Pagare per correre, cinque piloti arrivati in Formula 1 grazie al denaro

Quello della Formula 1 è un mondo particolare, per arrivarci servono talento, fortuna e molti soldi. Costruirsi una carriera nel massimo campionato, infatti, richiede tanti sacrifici e una buona riserva aurea alle spalle: fin dalle categorie minori le famiglie dei giovani piloti sono costrette a pagare le trasferte e soprattutto il materiale per i propri figli. Alcune di esse devono trovare uno sponsor per assicurare la possibilità di partecipare alle gare al giovane rampante, altre, invece, possono permettersi direttamente di comprare il posto, rivolgendosi a una delle piccole scuderie che compongono la griglia di partenza e che accusano qualche problema finanziario. Una forma di baratto: il team ottiene i soldi per garantirsi una parte di stagione e il pilota si garantisce il proprio sogno. Non sempre, però, la formula ha portato alla ribalta dei campioni.
Anche i campioni del mondo pagano
Niki Lauda è l'eccezione che conferma la regola, il suo talento era chiaro fin dagli albori. Il campione della Ferrari è il più famoso caso di pay-driver nella storia della Formula 1: figlio di una importante famiglia di banchieri austriaci, Lauda decise di lasciare l'università per inseguire il suo sogno. Un desiderio pagato grazie a un prestito molto importante che gli consegnò il sedile del team March, impegnato all'epoca in Formula 2. Ha inizio così la storia del tre volte campione del mondo, uno dei rarissimi casi in cui l'investimento fu giustificato.

Tutto merito di papà
L'esordio del brasiliano Pedro Diniz è targato 1995: per lui pochi meriti sportivi, ma tanti soldi alle spalle. Merito del padre, Abílio dos Santos Diniz, proprietario della Companhia Brasileira de Distribuiçao ed uno degli uomini più ricchi del Brasile, e di alcuni importanti sponsor come, solo per citarne uno, la Parmalat. Il debutto con la scuderia Forti è da dimenticare, il tabellone dei punti dice zero. Poi il passaggio alla Ligier con la quale conquista un sesto posto in Spagna e nulla più. Nel 1997 è sul sedile della Arrow con cui conquisterà 5 punti in due anni. In Formula 1 disputa sei stagioni, chiudendo con la Sauber: alla fine saranno 10 i punti conquistati nella sua carriera. Un investimento fin troppo costoso.

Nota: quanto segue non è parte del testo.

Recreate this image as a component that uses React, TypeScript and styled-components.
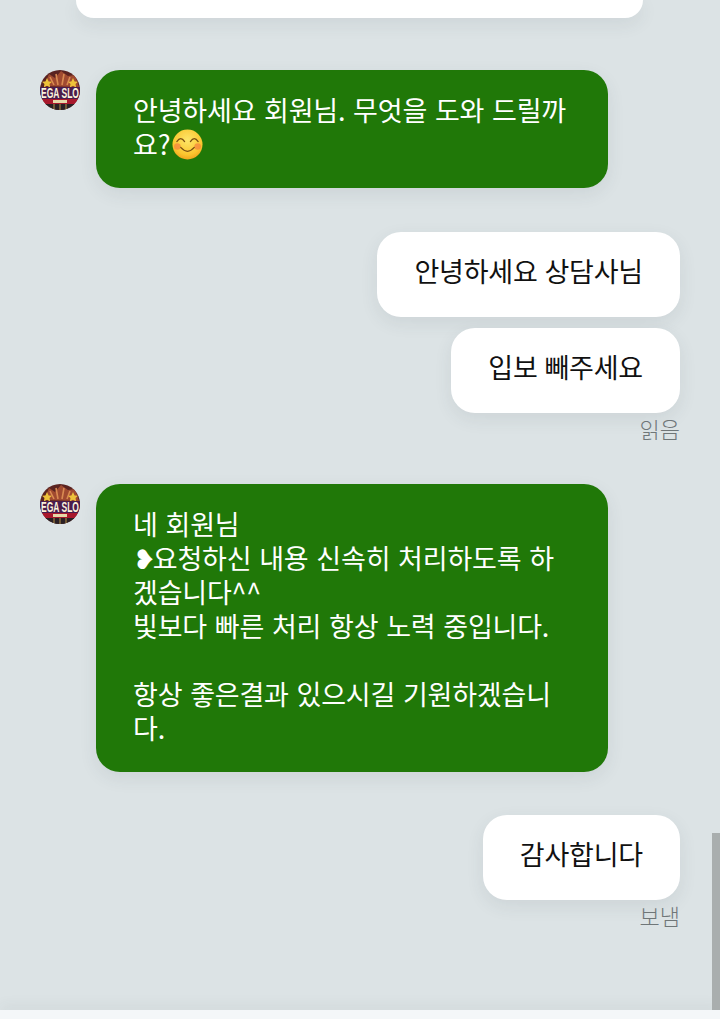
import styled, { createGlobalStyle } from 'styled-components';

const GlobalStyle = createGlobalStyle`
  html, body {
    margin: 0;
    padding: 0;
    background: #dce3e5;
  }
`;

const Screen = styled.div`
  position: relative;
  width: 720px;
  height: 1019px;
  overflow: hidden;
  display: flex;
  flex-direction: column;
  background: #dce3e5;
  font-family: 'Noto Sans CJK KR', 'Noto Sans', sans-serif;
`;

const Messages = styled.div`
  flex: 1;
  display: flex;
  flex-direction: column;
  padding: 0 40px;
`;

const TopCard = styled.div`
  height: 18px;
  margin: 0 37px 52px 36px;
  background: #fff;
  border-radius: 0 0 24px 24px;
  box-shadow: 0 6px 18px rgba(60, 70, 75, 0.09);
`;

const IncomingRow = styled.div<{ $gap: number }>`
  display: flex;
  gap: 16px;
  align-items: flex-start;
  margin-bottom: ${(p) => p.$gap}px;
`;

const Avatar = styled.svg`
  width: 40px;
  height: 40px;
  flex: none;
  border-radius: 50%;
`;

const Bubble = styled.div<{ $mine?: boolean }>`
  box-sizing: border-box;
  padding: ${(p) => (p.$mine ? '22px 37px 29px' : '23px 37px 27px')};
  border-radius: 24px;
  font-size: 27px;
  font-weight: 400;
  line-height: 34px;
  letter-spacing: -0.2px;
  word-spacing: ${(p) => (p.$mine ? '1px' : '2px')};
  white-space: pre-wrap;
  word-break: break-all;
  color: ${(p) => (p.$mine ? '#111' : '#fff')};
  background: ${(p) => (p.$mine ? '#fff' : '#207808')};
  box-shadow: 0 6px 18px rgba(60, 70, 75, 0.09);
`;

const IncomingBubble = styled(Bubble)`
  width: 512px;
`;

const HeartBullet = styled.span`
  margin-right: -3px;
`;

const OutgoingGroup = styled.div<{ $last?: boolean }>`
  display: flex;
  flex-direction: column;
  align-items: flex-end;
  gap: 11px;
  margin-bottom: ${(p) => (p.$last ? 0 : '40px')};
`;

const Receipt = styled.div`
  margin-top: -12px;
  font-size: 22px;
  font-weight: 300;
  line-height: 32px;
  color: #6f7678;
`;

const Emoji = styled.svg`
  width: 31px;
  height: 31px;
  margin: -6px 0 -6px 2px;
  vertical-align: 1px;
`;

const Composer = styled.div`
  height: 9px;
  background: #f4f7f9;
  box-shadow: 0 -4px 14px rgba(60, 70, 75, 0.07);
`;

const ScrollThumb = styled.div`
  position: absolute;
  right: 0;
  top: 833px;
  bottom: 9px;
  width: 8px;
  background: #a9aeae;
`;

const BrandAvatar = () => (
  <Avatar viewBox="0 0 40 40">
    <rect width="40" height="40" fill="#5a2320" />
    <path d="M4 16 L9 4 L15 8 L21 1 L28 6 L35 5 L39 17 Z" fill="#a04a30" />
    <path d="M10 7 L14 15 M16 4 L18 15 M24 4 L22 15 M30 7 L27 15" stroke="#d98a52" strokeWidth="1.6" />
    <path d="M7 8 l1.6 3.4 3.4 .4 -2.5 2.3 .7 3.3 -3.2 -1.7 -3.2 1.7 .7 -3.3 -2.5 -2.3 3.4 -.4 Z" fill="#eec23a" />
    <path d="M33 8 l1.6 3.4 3.4 .4 -2.5 2.3 .7 3.3 -3.2 -1.7 -3.2 1.7 .7 -3.3 -2.5 -2.3 3.4 -.4 Z" fill="#eec23a" />
    <rect y="17" width="40" height="12" fill="#4a1c4c" />
    <text
      x="1"
      y="28"
      textLength="38"
      lengthAdjust="spacingAndGlyphs"
      fontFamily="Liberation Sans"
      fontWeight="700"
      fontSize="14"
      fill="#fbf3dc"
    >
      EGA SLO
    </text>
    <rect y="29" width="40" height="5" fill="#a8182c" />
    <rect x="13" y="30" width="14" height="3" fill="#e6d8a8" />
    <rect y="34" width="40" height="6" fill="#2a2024" />
    <path d="M14 34 v6 M20 34 v6 M26 34 v6" stroke="#8a6a3a" strokeWidth="1.5" />
  </Avatar>
);

const SmileEmoji = () => (
  <Emoji viewBox="0 0 32 32">
    <defs>
      <radialGradient id="face" cx="50%" cy="35%" r="70%">
        <stop offset="0%" stopColor="#fde66a" />
        <stop offset="70%" stopColor="#fbc52e" />
        <stop offset="100%" stopColor="#ee9a18" />
      </radialGradient>
    </defs>
    <circle cx="16" cy="16" r="15.5" fill="url(#face)" />
    <circle cx="5.5" cy="18" r="3.4" fill="#f4793f" opacity="0.65" />
    <circle cx="26.5" cy="18" r="3.4" fill="#f4793f" opacity="0.65" />
    <path d="M5 13 Q9 7 13 13 M19 13 Q23 7 27 13" fill="none" stroke="#7a4e12" strokeWidth="1.3" strokeLinecap="round" />
    <path d="M9 19 Q16 27 23 19" fill="none" stroke="#7a4e12" strokeWidth="1.3" strokeLinecap="round" />
  </Emoji>
);

const App = () => (
  <Screen>
    <GlobalStyle />
    <Messages>
      <TopCard />
      <IncomingRow $gap={44}>
        <BrandAvatar />
        <IncomingBubble>
          안녕하세요 회원님. 무엇을 도와 드릴까요?
          <SmileEmoji />
        </IncomingBubble>
      </IncomingRow>
      <OutgoingGroup>
        <Bubble $mine>안녕하세요 상담사님</Bubble>
        <Bubble $mine>입보 빼주세요</Bubble>
        <Receipt>읽음</Receipt>
      </OutgoingGroup>
      <IncomingRow $gap={43}>
        <BrandAvatar />
        <IncomingBubble>
          {'네 회원님\n'}
          <HeartBullet>❥</HeartBullet>
          {'요청하신 내용 신속히 처리하도록 하겠습니다^^\n빛보다 빠른 처리 항상 노력 중입니다.\n\n항상 좋은결과 있으시길 기원하겠습니다.'}
        </IncomingBubble>
      </IncomingRow>
      <OutgoingGroup $last>
        <Bubble $mine>감사합니다</Bubble>
        <Receipt>보냄</Receipt>
      </OutgoingGroup>
    </Messages>
    <Composer />
    <ScrollThumb />
  </Screen>
);

export default App;
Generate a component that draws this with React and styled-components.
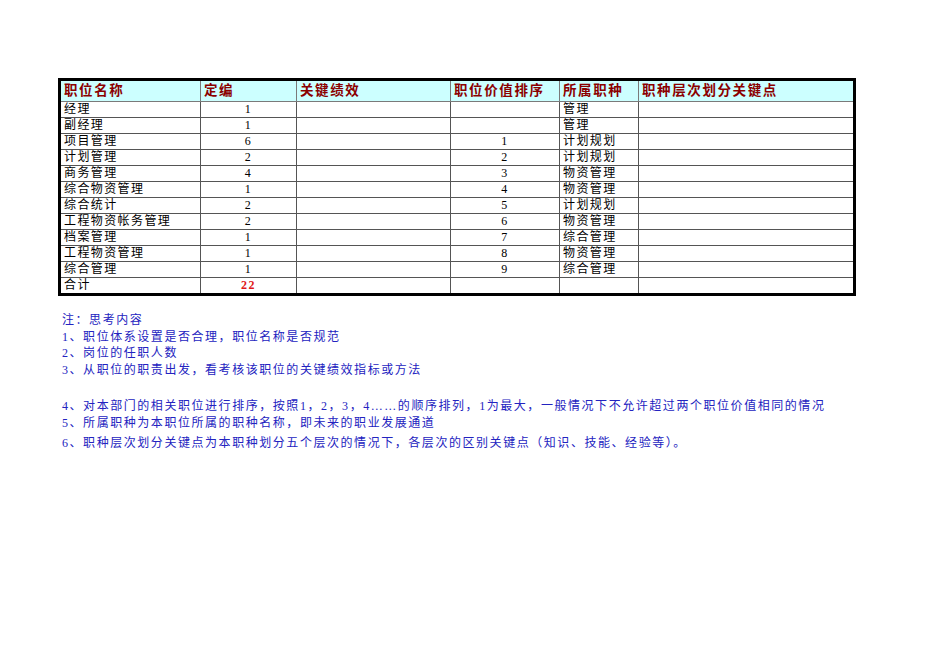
import React from "react";
import styled, { createGlobalStyle } from "styled-components";

const Global = createGlobalStyle`
  html, body { margin: 0; padding: 0; background: #fff; }
  body { font-family: "Liberation Serif", "Noto Sans CJK SC", serif; }
`;

const Page = styled.div`
  width: 950px;
  height: 672px;
  box-sizing: border-box;
  padding: 78px 0 0 58px;
  background: #fff;
`;

const Table = styled.table`
  border-collapse: separate;
  border-spacing: 0;
  border: 3px solid #000;
  table-layout: fixed;
  width: 798px;
`;

const HeadCell = styled.th`
  background: #ccffff;
  color: #8b0000;
  font-weight: bold;
  font-size: 13.5px;
  letter-spacing: 1.6px;
  text-align: left;
  height: 20px;
  padding: 0 0 0 3px;
  line-height: 20px;
  border-right: 1px solid #7a7a7a;
  border-bottom: 1px solid #7a7a7a;
  white-space: nowrap;
  overflow: hidden;
  &:last-child { border-right: none; }
`;

const Cell = styled.td`
  font-size: 12px;
  letter-spacing: 1.4px;
  color: ${(p) => (p.$total ? "#e01818" : "#000")};
  font-weight: ${(p) => (p.$total ? "bold" : "normal")};
  text-align: ${(p) => p.$align || "left"};
  height: 15px;
  line-height: 15px;
  padding: 0 0 0 ${(p) => (p.$align === "center" ? "0" : "3px")};
  border-right: 1px solid #555;
  border-bottom: ${(p) => (p.$last ? "none" : "1px solid #555")};
  white-space: nowrap;
  overflow: hidden;
  &:last-child { border-right: none; }
`;

const Notes = styled.div`
  margin: 16px 0 0 4px;
  color: #2323c0;
  font-size: 12px;
  letter-spacing: 1.55px;
  line-height: 16.5px;
`;

const NoteLine = styled.div`
  margin-top: ${(p) => p.$gap || 0}px;
  white-space: nowrap;
`;

const cols = [140, 96, 154, 109, 79, 214];
const heads = ["职位名称", "定编", "关键绩效", "职位价值排序", "所属职种", "职种层次划分关键点"];

const rows = [
  ["经理", "1", "", "管理"],
  ["副经理", "1", "", "管理"],
  ["项目管理", "6", "1", "计划规划"],
  ["计划管理", "2", "2", "计划规划"],
  ["商务管理", "4", "3", "物资管理"],
  ["综合物资管理", "1", "4", "物资管理"],
  ["综合统计", "2", "5", "计划规划"],
  ["工程物资帐务管理", "2", "6", "物资管理"],
  ["档案管理", "1", "7", "综合管理"],
  ["工程物资管理", "1", "8", "物资管理"],
  ["综合管理", "1", "9", "综合管理"],
];

export default function App() {
  return (
    <>
      <Global />
      <Page>
        <Table>
          <colgroup>
            {cols.map((w, i) => (
              <col key={i} style={{ width: w }} />
            ))}
          </colgroup>
          <thead>
            <tr>
              {heads.map((h) => (
                <HeadCell key={h}>{h}</HeadCell>
              ))}
            </tr>
          </thead>
          <tbody>
            {rows.map((r) => (
              <tr key={r[0]}>
                <Cell>{r[0]}</Cell>
                <Cell $align="center">{r[1]}</Cell>
                <Cell />
                <Cell $align="center">{r[2]}</Cell>
                <Cell>{r[3]}</Cell>
                <Cell />
              </tr>
            ))}
            <tr>
              <Cell $last>合计</Cell>
              <Cell $last $align="center" $total>22</Cell>
              <Cell $last />
              <Cell $last />
              <Cell $last />
              <Cell $last />
            </tr>
          </tbody>
        </Table>
        <Notes>
          <NoteLine>注：思考内容</NoteLine>
          <NoteLine>1、职位体系设置是否合理，职位名称是否规范</NoteLine>
          <NoteLine>2、岗位的任职人数</NoteLine>
          <NoteLine>3、从职位的职责出发，看考核该职位的关键绩效指标或方法</NoteLine>
          <NoteLine $gap={20}>4、对本部门的相关职位进行排序，按照1，2，3，4……的顺序排列，1为最大，一般情况下不允许超过两个职位价值相同的情况</NoteLine>
          <NoteLine>5、所属职种为本职位所属的职种名称，即未来的职业发展通道</NoteLine>
          <NoteLine $gap={3.5}>6、职种层次划分关键点为本职种划分五个层次的情况下，各层次的区别关键点（知识、技能、经验等）。</NoteLine>
        </Notes>
      </Page>
    </>
  );
}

Taki Inoue, il giapponese sfortunato
La scuola giapponese non è mai offerto grandissimi talenti al mondo della Formula 1, ma Taki Inoue è forse il prodotto peggiore mai sfornato. Considerato dagli addetti ai lavori come uno dei piloti meno dotati nella storia delle corse, riuscì nel 1994, dopo aver effettuato vari test con Larrousse, Footwork e Lotus, ad assicurarsi un sedile sulla Simtek grazie al budget messo a disposizione dal padre, magnate delle slot machine in Giappone. Inoue viene ricordato, più che per meriti sportivi, per due incidenti: il primo a Montecarlo, in cui riportò una commozione celebrale. Il secondo, invece, in Ungheria quando fu investito da una vettura di soccorso dopo essere uscito dalla sua vettura ferma per un principio d'incendio, uscendone fortunatamente illeso.

Quattro milioni di dollari per conquistare zero punti
Ancora una volta è il paese del Sol Levante a fornire un pay driver. Sakon Yanamoto, dopo tanti successi nelle categorie giovanili della propria nazione, decide di fare il grande salto provando l'avventura in Formula 1. Tutto ha un prezzo, però, e per le tasche della famiglia Yanamoto non è un problema: nel 2006, infatti, i genitori del ragazzo giapponese decidono di investire ben 4 milioni di dollari per garantirgli il sedile della Super Aguri. Una scelta che, con il senno di poi, si rivelerà decisamente sbagliata: quattro stagioni in Formula 1, zero punti conquistati.

Vitaly Petrov, il russo pagante
Uno dei più recenti piloti paganti è il russo che, grazie all'appoggio di grossi sponsor, riuscì a fare il suo ingresso in Formula 1. Alla sua prima stagione colleziona subito 3 ritiri per poi finire 7° in Cina. La prima stagione, però, nonostante i 26 punti conquistati, riserva poche gioie al russo che l'anno dopo ci riprova, ancora una volta con la Renault, riuscendo a conquistare anche un podio. L'illusione dura poco, il resto dell'anno non regala soddisfazioni tanto che nel 2012 è costretto a passare alla Caterham dove non conquista neanche un punto. Tre anni e un solo acuto: troppo poco per chi aveva rifiutato l'etichetta di pay driver accostandosi addirittura a Fernando Alonso.